The concept of tuition equity has been debated in the Oregon Legislature for at least the past ten years. The people of Oregon have been greatly divided over their support or opposition to the concept. Many of the people that we represent continue to have great deal of angst regarding “tuition equity” for undocumented alien students. A lot of folks are angry about what they perceive to be the inequity represented by this bill.
Concepts that are as controversial and divisive as this issue are at best difficult to decide and should be subject to review by the people.
An emergency clause has the specific purpose of preventing referral of the measure to the voters to decide. Never the less, our legislature has demonstrated the arrogance to attach an emergency clause to HB 2787. The bill does provide for direct review by the Oregon Supreme Court for any challenges to its constitutionality.
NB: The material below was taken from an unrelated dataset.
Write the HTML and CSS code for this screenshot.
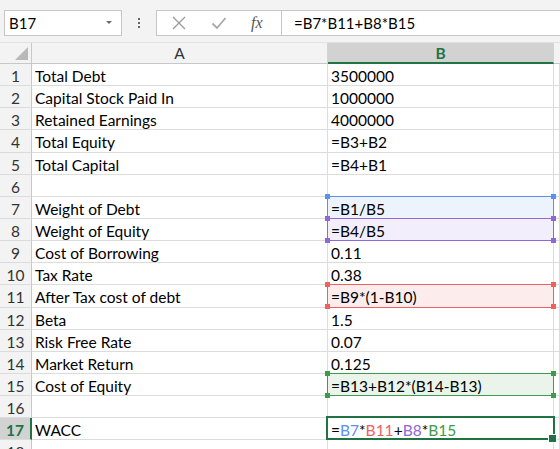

However, that provision is of little use to those who would want to challenge the advisability, suitability and wisdom of the concept of “tuition equity”.
That is why our Oregon constitution provides the opportunity for citizens who oppose a new law to gather signatures and refer the measure to the vote of the people of Oregon. However, the constitution only provides that opportunity for new laws that take effect after the ninety first day following the day the bill becomes law. This is designed to allow adequate time to gather the signatures required for referral.
By affixing an emergency clause to HB 2787, our Legislature has knowingly and purposefully prohibited the people from exercising their constitutional right to gather signatures and to refer the controversial questions inherent in HB 2787 to the people to decide.
I have a measure drafted that I will introduce as a priority bill that would amend the Oregon Constitution to require a two thirds majority vote of both the House and the Senate in order to attach an emergency clause to a proposed law. I do not expect that the measure will pass or even receive the courtesy of a hearing. However, I do believe that it is past time for the people of Oregon to begin having the conversation regarding preserving their constitutional rights.